My colleague and I talked about this only once. We tried to keep our voices from trembling, by talking as slowly as possible one word per second. But this is not about us. This is about Javad Pousheh and 21 more children we so far identified among at least 200 protesters killed across the country in cold blood . This is about keeping Javad from just being number 104 in our list or a paragraph in our report. This is about his story. After all, this whole revolution was flared up over another heart-shattering story of an innocent life taken so brutally, so unfairly. And all we have to fight against this unfathomable monstrosity is telling those stories. It is all about them. We smuggle them out of the country and set them free. They travel through the eyes and ears of people, and bring back to Iran a voice of solidarity so powerful that it sometimes even breaks through the regime’s blockade of all means of communication.
That voice of solidarity comes from everywhere these days, but it still surprises people inside Iran, making them talk passionately about their own favourite writers, singers or artists supporting the revolution.
But I still see so many names missing. Those I expected to hear first were last or even yet to join others who spoke up. A shocking portion of the Western Left, those Leila al-Shamy brilliantly called ‘campists’ in her landmark essay, are still trying to figure out how to react. Some of them are still digging their heels and shielding their eyes against seeing what’s happening in Iran as something other than “an evil plot of imperialism”.
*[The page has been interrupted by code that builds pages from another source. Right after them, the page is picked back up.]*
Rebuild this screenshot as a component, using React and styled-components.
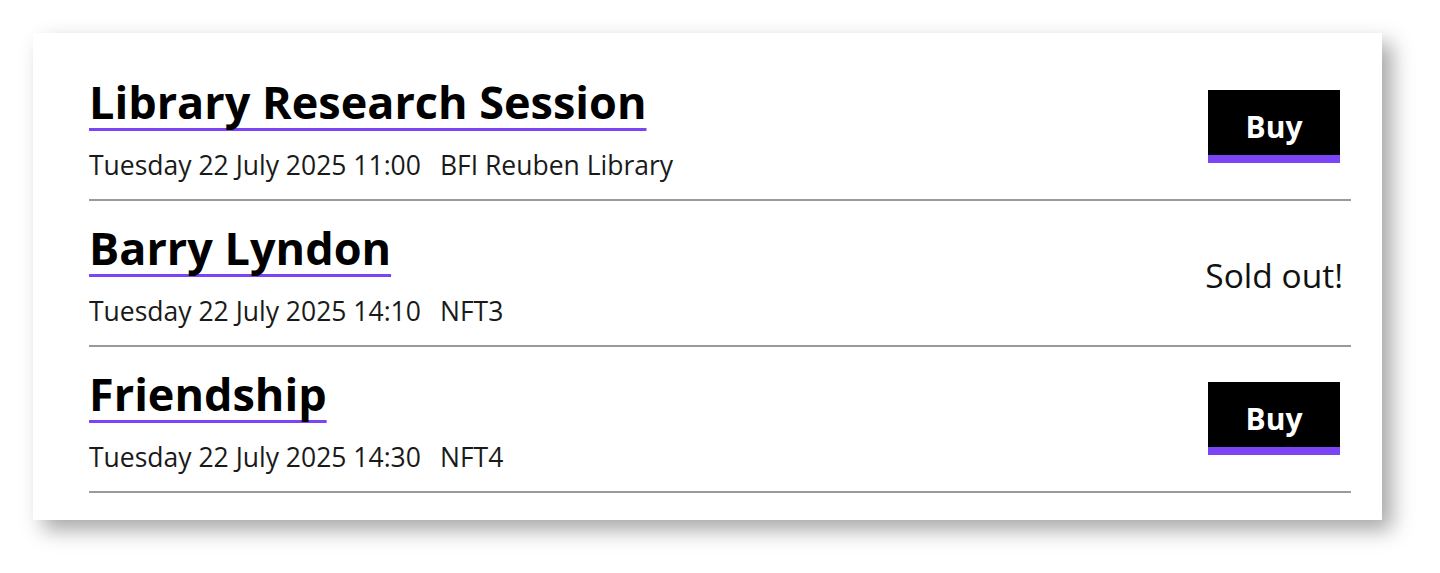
import React from 'react';
import styled, {createGlobalStyle} from 'styled-components';

const GlobalStyle = createGlobalStyle`
    body{
        margin:0;
        background:#ffffff;
        font-family:"Open Sans", "Noto Sans", sans-serif;
    }
`;

const Page = styled.div`
    padding:33px 58px 40px 33px;
`;

const Card = styled.div`
    width:1349px;
    background:#fff;
    box-shadow: 10px 10px 20px rgba(0,0,0,0.35);
    padding:22px 31px 27px 56px;
    box-sizing:border-box;
`;

const Row = styled.div`
    display:flex;
    flex-direction:row;
    justify-content:space-between;
    align-items:center;
    padding:19px 0 16px 0;
    border-bottom:2px solid #9a9a9a;
`;

const Info = styled.div`
    display:flex;
    flex-direction:column;
    align-items:flex-start;
`;

const Title = styled.a`
    font-size:45px;
    font-weight:700;
    line-height:56px;
    color:#000;
    text-decoration:underline;
    text-decoration-color:#7b45f5;
    text-decoration-thickness:3px;
    text-underline-offset:9px;
    text-decoration-skip-ink:none;
`;

const When = styled.div`
    margin-top:17px;
    font-size:26.5px;
    line-height:36px;
    color:#1a1a1a;
    & span{
        margin-left:19px;
    }
`;

const BuyButton = styled.button`
    width:132px;
    height:73px;
    margin:0 11px 4px 0;
    padding:8px 0 0 0;
    background:#000;
    color:#fff;
    border:none;
    border-bottom:8px solid #7b45f5;
    font-family:"Open Sans", sans-serif;
    font-weight:700;
    font-size:30px;
    cursor:pointer;
`;

const SoldOut = styled.div`
    font-size:33.5px;
    color:#111;
    margin-right:8px;
`;

const events = [
    {id:1, title:'Library Research Session', when:'Tuesday 22 July 2025 11:00', venue:'BFI Reuben Library', soldOut:false},
    {id:2, title:'Barry Lyndon', when:'Tuesday 22 July 2025 14:10', venue:'NFT3', soldOut:true},
    {id:3, title:'Friendship', when:'Tuesday 22 July 2025 14:30', venue:'NFT4', soldOut:false},
];

const App = () => {
    return (
        <>
            <GlobalStyle/>
            <Page>
                <Card>
                    {events.map(ev => <Row key={ev.id}>
                                            <Info>
                                                <Title>{ev.title}</Title>
                                                <When>{ev.when}<span>{ev.venue}</span></When>
                                            </Info>
                                            {ev.soldOut
                                                ? <SoldOut>Sold out!</SoldOut>
                                                : <BuyButton>Buy</BuyButton>}
                                        </Row>)}
                </Card>
            </Page>
        </>
    )
}

export default App;
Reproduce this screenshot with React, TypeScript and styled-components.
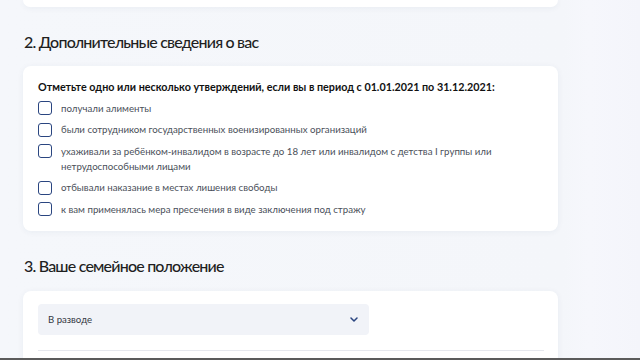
import React from "react";
import styled, { createGlobalStyle } from "styled-components";

const Global = createGlobalStyle`
  html, body { margin: 0; padding: 0; }
  body {
    background: #f4f6fa;
    font-family: Lato, "Noto Sans", sans-serif;
    overflow: hidden;
  }
`;

const Page = styled.div`
  position: relative;
  width: 640px;
  height: 360px;
  overflow: hidden;
  background: linear-gradient(90deg, #f5f7fb 0%, #f4f6fa 88%, #f6f7fc 92%, #f4f5fb 100%);
`;

const Column = styled.div`
  width: 535px;
  margin-left: 23px;
  display: flex;
  flex-direction: column;
`;

const Card = styled.div<{ $tail?: boolean }>`
  background: #ffffff;
  border-radius: ${(p) => (p.$tail ? "0 0 8px 8px" : "8px")};
  box-shadow: 0 1px 6px rgba(40, 60, 110, 0.06);
  ${(p) => (p.$tail ? "height: 7px;" : "")}
`;

const SectionHead = styled.h2<{ $top: number; $bottom: number }>`
  margin: ${(p) => p.$top}px 0 ${(p) => p.$bottom}px 0;
  font-family: Lato, "Noto Sans", sans-serif;
  font-size: 16px;
  line-height: 20px;
  font-weight: 500;
  letter-spacing: -0.8px;
  color: #1f1f1f;
  padding-left: 1px;
`;

const CardBody = styled.div`
  padding: 13px 15px 14px 15px;
  display: flex;
  flex-direction: column;
`;

const Prompt = styled.div`
  font-size: 10.75px;
  line-height: 16px;
  font-weight: 700;
  color: #111;
  margin-bottom: 6px;
`;

const List = styled.div`
  display: flex;
  flex-direction: column;
  gap: 7px;
`;

const Item = styled.label`
  display: flex;
  align-items: flex-start;
  gap: 9px;
`;

const Box = styled.span`
  flex: none;
  width: 14px;
  height: 14px;
  box-sizing: border-box;
  border: 1.7px solid #2a4580;
  border-radius: 3px;
  background: #fff;
`;

const ItemText = styled.span`
  font-size: 9.7px;
  line-height: 15px;
  color: #4a4f59;
  margin-top: -0.5px;
  max-width: 450px;
`;

const SelectBody = styled.div`
  padding: 13px 14px 0 15px;
  height: 70px;
  display: flex;
  flex-direction: column;
`;

const Select = styled.div`
  width: 331px;
  height: 31px;
  box-sizing: border-box;
  background: #f1f3f8;
  border-radius: 4px;
  display: flex;
  align-items: center;
  justify-content: space-between;
  padding: 0 11px 0 10px;
`;

const SelectText = styled.span`
  font-size: 9.6px;
  color: #333843;
`;

const Divider = styled.div`
  margin-top: 15px;
  height: 1px;
  background: #e6e8ee;
`;

const BottomBar = styled.div`
  position: absolute;
  left: 0;
  right: 0;
  bottom: 0;
  height: 2px;
  background: #5b5b5b;
`;

const items = [
  "получали алименты",
  "были сотрудником государственных военизированных организаций",
  "ухаживали за ребёнком-инвалидом в возрасте до 18 лет или инвалидом с детства I группы или нетрудоспособными лицами",
  "отбывали наказание в местах лишения свободы",
  "к вам применялась мера пресечения в виде заключения под стражу",
];

export default function App() {
  return (
    <>
      <Global />
      <Page>
        <Column>
          <Card $tail />
          <SectionHead $top={25} $bottom={14}>2. Дополнительные сведения о вас</SectionHead>
          <Card>
            <CardBody>
              <Prompt>
                Отметьте одно или несколько утверждений, если вы в период с 01.01.2021 по 31.12.2021:
              </Prompt>
              <List>
                {items.map((t) => (
                  <Item key={t}>
                    <Box />
                    <ItemText>{t}</ItemText>
                  </Item>
                ))}
              </List>
            </CardBody>
          </Card>
          <SectionHead $top={25} $bottom={15}>3. Ваше семейное положение</SectionHead>
          <Card>
            <SelectBody>
              <Select>
                <SelectText>В разводе</SelectText>
                <svg width="8" height="5" viewBox="0 0 8 5" fill="none">
                  <path d="M1 1l3 3 3-3" stroke="#2a4580" strokeWidth="1.5" strokeLinecap="round" strokeLinejoin="round" />
                </svg>
              </Select>
              <Divider />
            </SelectBody>
          </Card>
        </Column>
        <BottomBar />
      </Page>
    </>
  );
}
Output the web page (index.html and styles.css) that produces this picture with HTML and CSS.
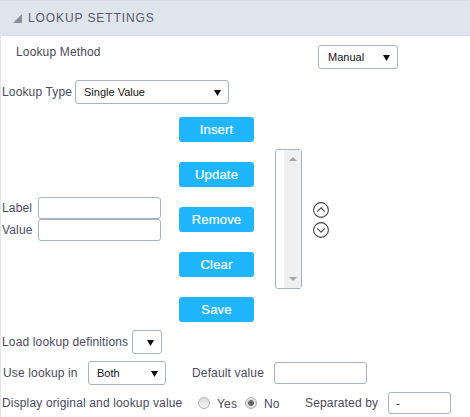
FILE: index.html
```html
<!DOCTYPE html>
<html lang="en">
<head>
    <meta charset="UTF-8">
    <title>Lookup Settings</title>
    <link rel="stylesheet" href="styles.css">
</head>
<body>
    <div class="panel">
        <div class="panel-title">
            <svg class="collapse-icon" width="9" height="9" viewBox="0 0 9 9"><polygon points="9,0 9,9 0,9"/></svg>
            <span>LOOKUP SETTINGS</span>
        </div>

        <div class="row row-method">
            <label class="method-label">Lookup Method</label>
            <select class="field method-select"><option>Manual</option></select>
        </div>

        <div class="row row-type">
            <label class="type-label">Lookup Type</label>
            <select class="field type-select"><option>Single Value</option></select>
        </div>

        <div class="editor">
            <div class="editor-fields">
                <div class="editor-field">
                    <label>Label</label>
                    <input type="text" class="field text-input">
                </div>
                <div class="editor-field">
                    <label>Value</label>
                    <input type="text" class="field text-input">
                </div>
            </div>
            <div class="editor-buttons">
                <button class="btn">Insert</button>
                <button class="btn">Update</button>
                <button class="btn">Remove</button>
                <button class="btn">Clear</button>
                <button class="btn">Save</button>
            </div>
            <div class="list-box">
                <div class="list-scroll">
                    <span class="arrow-up"></span>
                    <span class="arrow-down"></span>
                </div>
            </div>
            <div class="order-icons">
                <svg width="16" height="16" viewBox="0 0 16 16"><circle cx="8" cy="8" r="7.4"/><path d="M4.2 9.6 8 5.8l3.8 3.8"/></svg>
                <svg width="16" height="16" viewBox="0 0 16 16"><circle cx="8" cy="8" r="7.4"/><path d="M4.2 6.4 8 10.2l3.8-3.8"/></svg>
            </div>
        </div>

        <div class="row row-load">
            <label class="load-label">Load lookup definitions</label>
            <select class="field load-select"><option></option></select>
        </div>

        <div class="row row-use">
            <label class="use-label">Use lookup in</label>
            <select class="field use-select"><option>Both</option></select>
            <label class="default-label">Default value</label>
            <input type="text" class="field default-input">
        </div>

        <div class="row row-display">
            <label class="display-label">Display original and lookup value</label>
            <span class="radio yes-radio"></span>
            <label class="radio-label yes-label">Yes</label>
            <span class="radio radio-on no-radio"></span>
            <label class="radio-label no-label">No</label>
            <label class="separated-label">Separated by</label>
            <input type="text" class="field separated-input" value="-">
        </div>
    </div>
</body>
</html>
```

FILE: styles.css
```css
* {
    box-sizing: border-box;
}

body {
    margin: 0;
    background-color: #fff;
    font-family: "Liberation Sans", Arial, sans-serif;
    font-size: 12px;
    letter-spacing: 0.15px;
    color: #4a4a5c;
}

label {
    white-space: nowrap;
}

.panel {
    width: 470px;
    height: 417px;
    border-left: 1px solid #dfe5ec;
    overflow: hidden;
}

.panel-title {
    display: flex;
    align-items: center;
    gap: 6px;
    height: 36px;
    padding-left: 13px;
    margin-left: -1px;
    background-color: #dfe5ec;
    border-top: 1px solid #d3dde6;
    border-bottom: 1px solid #d3dde6;
    font-size: 12px;
    letter-spacing: 0.9px;
    color: #56596b;
}

.collapse-icon {
    fill: #8b8f98;
}

.row {
    display: flex;
    align-items: center;
}

.field {
    height: 24px;
    border: 1px solid #a9b2c0;
    border-radius: 3px;
    background-color: #fff;
    font-family: inherit;
    font-size: 11px;
    letter-spacing: 0;
    color: #111;
    outline: none;
}

select.field {
    appearance: none;
    padding-left: 8px;
    background-image: url("data:image/svg+xml,%3Csvg xmlns='http://www.w3.org/2000/svg' width='7' height='7'%3E%3Cpolygon points='0,1 7,1 3.5,7' fill='%23111'/%3E%3C/svg%3E");
    background-repeat: no-repeat;
    background-position: right 7px center;
}

.row-method {
    margin-top: 9px;
    height: 24px;
}

.method-label {
    width: 85px;
    margin-left: 15px;
    margin-top: -10px;
}

select.method-select {
    width: 80px;
    margin-left: 217px;
    padding-left: 9px;
}

.row-type {
    margin-top: 11px;
    padding-left: 1px;
}

.type-label {
    width: 73px;
}

.type-select {
    width: 154px;
}

.editor {
    display: flex;
    margin-top: 13px;
    height: 205px;
}

.editor-fields {
    width: 178px;
    padding: 80px 0 0 1px;
}

.editor-field {
    display: flex;
    align-items: center;
    justify-content: space-between;
    width: 159px;
    height: 22px;
}

.text-input {
    width: 123px;
    height: 22px;
}

.editor-buttons {
    display: flex;
    flex-direction: column;
    gap: 20px;
    width: 75px;
}

.btn {
    height: 25px;
    border: none;
    border-radius: 3px;
    background-color: #20b6ff;
    color: #fff;
    font-family: inherit;
    font-size: 13px;
    letter-spacing: 0.2px;
    -webkit-text-stroke: 0.2px #fff;
}

.list-box {
    display: flex;
    justify-content: flex-end;
    width: 27px;
    height: 140px;
    margin: 32px 0 0 21px;
    border: 1px solid #a9b2c0;
    border-radius: 3px;
}

.list-scroll {
    display: flex;
    flex-direction: column;
    justify-content: space-between;
    align-items: center;
    width: 17px;
    padding: 7px 0;
    background-color: #f0f0f0;
}

.arrow-up,
.arrow-down {
    border-left: 4px solid transparent;
    border-right: 4px solid transparent;
}

.arrow-up {
    border-bottom: 4px solid #a3a3a3;
}

.arrow-down {
    border-top: 4px solid #a3a3a3;
}

.order-icons {
    display: flex;
    flex-direction: column;
    gap: 4px;
    margin: 85px 0 0 11px;
}

.order-icons svg {
    fill: none;
    stroke: #444;
    stroke-width: 1.1;
}

.row-load {
    margin-top: 8px;
    padding-left: 1px;
}

.load-label {
    width: 130px;
}

.load-select {
    width: 30px;
}

.row-use {
    margin-top: 7px;
    padding-left: 2px;
}

.use-label {
    width: 73px;
}

.use-select {
    width: 78px;
    margin-left: 12px;
}

.default-label {
    width: 72px;
    margin-left: 26px;
}

.default-input {
    width: 93px;
    height: 22px;
    margin-left: 10px;
}

.row-display {
    margin-top: 7px;
    padding-left: 1px;
    height: 22px;
}

.display-label {
    width: 181px;
}

.radio {
    width: 12px;
    height: 12px;
    border: 1px solid #b0b0b0;
    border-radius: 50%;
    background: linear-gradient(#dcdcdc, #f4f4f4);
}

.radio-on {
    background: radial-gradient(circle, #666 0 2.5px, #e2e2e2 3.2px);
}

.yes-radio {
    margin-left: 15px;
}

.no-radio {
    margin-left: 7px;
}

.radio-label {
    margin: 2px 0 0 7px;
}

.yes-label {
    width: 21px;
}

.no-label {
    width: 17px;
}

.separated-label {
    width: 74px;
    margin-left: 24px;
}

.separated-input {
    width: 63px;
    height: 22px;
    margin-left: 9px;
    padding-left: 7px;
}
```
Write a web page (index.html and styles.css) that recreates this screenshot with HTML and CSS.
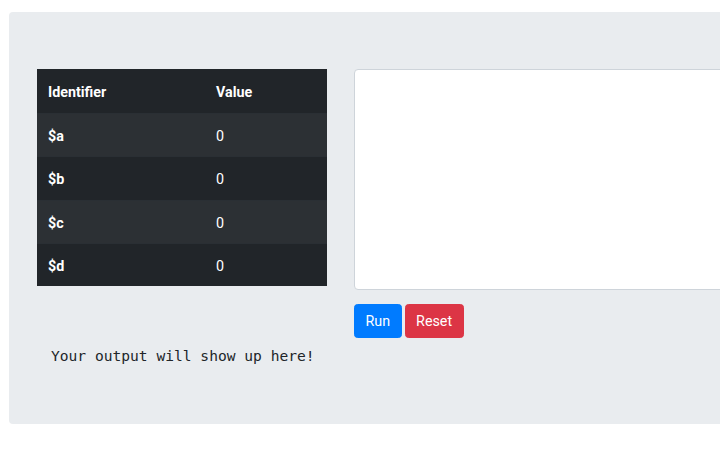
FILE: index.html
```html
<!DOCTYPE html>
<html lang="en">
<head>
<meta charset="utf-8">
<title>Interpreter</title>
<link rel="stylesheet" href="styles.css">
</head>
<body>
<div class="page">
  <div class="jumbotron">
    <div class="row">
      <div class="col-left">
        <table class="vars">
          <thead>
            <tr><th class="c-id">Identifier</th><th>Value</th></tr>
          </thead>
          <tbody>
            <tr class="odd"><th class="c-id">$a</th><td>0</td></tr>
            <tr><th class="c-id">$b</th><td>0</td></tr>
            <tr class="odd"><th class="c-id">$c</th><td>0</td></tr>
            <tr><th class="c-id">$d</th><td>0</td></tr>
          </tbody>
        </table>
        <pre class="output">Your output will show up here!</pre>
      </div>
      <div class="col-right">
        <textarea class="code"></textarea>
        <div class="actions">
          <button class="btn btn-run">Run</button>
          <button class="btn btn-reset">Reset</button>
        </div>
      </div>
    </div>
  </div>
</div>
</body>
</html>
```
FILE: styles.css
```css
html, body {
  margin: 0;
  padding: 0;
  overflow: hidden;
  background: #fff;
}
body {
  font-family: Roboto, "Liberation Sans", sans-serif;
  font-size: 14.3px;
  line-height: 21px;
  color: #212529;
}
.page {
  padding: 12px 0 0 9px;
  width: 1000px;
}
.jumbotron {
  background: #e9ecef;
  border-radius: 4px;
  padding: 57px 28px 57px 28px;
  height: 298px;
}
.row {
  display: flex;
  gap: 27px;
}
.col-left {
  width: 290px;
  flex: none;
}
.col-right {
  flex: 1;
  display: flex;
  flex-direction: column;
}
.vars {
  width: 290px;
  border-collapse: collapse;
  background: #212529;
  color: #fff;
}
.vars th, .vars td {
  text-align: left;
  padding: 11px 11px 9px 11px;
  line-height: 22.25px;
  font-weight: 400;
  vertical-align: top;
}
.vars thead th {
  font-weight: 700;
  padding: 12px 11px 10px 11px;
  line-height: 22px;
}
.vars .c-id {
  width: 146px;
  font-weight: 700;
}
.vars tbody tr {
  border-top: 1px solid #2a2f34;
}
.vars tbody tr.odd {
  background: #2c3034;
}
.output {
  margin: 61px 0 0 0;
  padding-left: 14px;
  font-family: "DejaVu Sans Mono", monospace;
  font-size: 14.6px;
  line-height: 18px;
  color: #212529;
}
.code {
  display: block;
  box-sizing: border-box;
  width: 100%;
  height: 221px;
  margin: 0;
  border: 1px solid #ced4da;
  border-radius: 4px;
  background: #fff;
  resize: none;
}
.actions {
  display: flex;
  gap: 3px;
  margin-top: 14px;
}
.btn {
  font-family: Roboto, "Liberation Sans", sans-serif;
  font-size: 14.3px;
  line-height: 21px;
  padding: 5.5px 10.5px;
  border: 1px solid transparent;
  border-radius: 3.5px;
  color: #fff;
  cursor: pointer;
}
.btn-run {
  background: #007bff;
  border-color: #007bff;
}
.btn-reset {
  background: #dc3545;
  border-color: #dc3545;
}
```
They are doing their best not to see it for what it is, because if they do, then they would have had to admit that they put their money on the wrong horse, for decades. They would have had to admit that all these years they exotified and cheered for a butcher regime they so naïvely saw as nothing but fighter in an anti-imperialist war they themselves have lost and all but given up in any practical sense a long time ago. They would have had to also admit that they are no longer “leading” the progressive movements or even gracefully supporting them from a veteran’s seat of a successful left.
They would have had to admit that they sided with a theocracy against feminists, environmentalists, unionists, all the natural allies of the left , up to - literally - the working class. They would have had to admit that while they were losing the battle trench by trench, retreating to the darker corners of academy and more abstract discussions on the revolutionary theory, the true progressive forces ofMENA have been fighting the most reactionary of forces in the streets, face to face, and they have pushed them back. While they are developing their neo-orientalism that exotifies oppressive regimes, the MENA’s progressive forces have remained committed to the essential principle of internationalism. Each movement in each part of the region is now hosting the voice of other movements and together they are now changing the false narrative about the real political spectrum of the region.
It's not the money
I talked to a friend from Iran who lashed at me about the New York Times’ shocking article blaming the uprising on economic hardship and then, of course, sanctions. “How dare they steal and twist our story? How dare you let them do this?” he yells at me over the phone as if I am the Iranian’s representative to an imaginary International League of Mainstream Media. “When did you hear any of us even one person chanting a slogan about…I don’t know…poverty or economy? This is for the girl. You tell them. You tell them this is because we believe a regime that kills Mahsa Amini over hijab, will eventually kill us all one by one over nothing”, he kept yelling. And he is right. The regime shot Hadis Najafi six times in the chest; beat Nika Shakarami and Sarina Esmailzadeh, two 16-year-old protesters, to death; beat Asra Panahi, another 16-year-old girl, to death in her school in Ardabil for refusing to participate in a pro-regime event. They all have now become the symbols of the revolution and literally what “fuelled” it. After all, what is more progressive than an entire nation on fire over women’s rights, led by women trying to overthrow a gender apartheid? Yet the New York Times’s Farnaz Fasihi is still trying to frame these all as a result of sanctions.
Economy always plays a role, but it's a huge mistake - and in this case, an insult and a miscalculation - to reduce it all to money. It's insulting, because it suggests the protesters don't really care about the girls brutalized and murdered by the regime. And it's a miscalculation because it makes it about the West and its sanctions, not about the Iranian people and their freedoms and rights. It takes the agency of the Iranian women and hands it all to governments, whether to the West or to the regime.
This framing has been a familiar refrain in the coverage of Iran for years. But today, the people of Iran are talking directly to people around the world, who are shocked by stories they hear and how different they are from what the mainstream media told them all these years. These stories are all we have to fight with.
My neighbour, a middle-aged Englishman, talks to me passionately about a video of Iranian girls cutting their hair and burning their scarves. He knows all about Zhina (Mahsa) Amini and he now knows some of the names of those killed in the protests. He now knows our stories and keeps telling them to others. This is what empowers this revolution. Because not everywhere in this world is like Iran where people’s opinion is counted for nothing. And in those countries, we have allies now who can and will make their leaders change path and to see this regime for what it really is: illegitimate.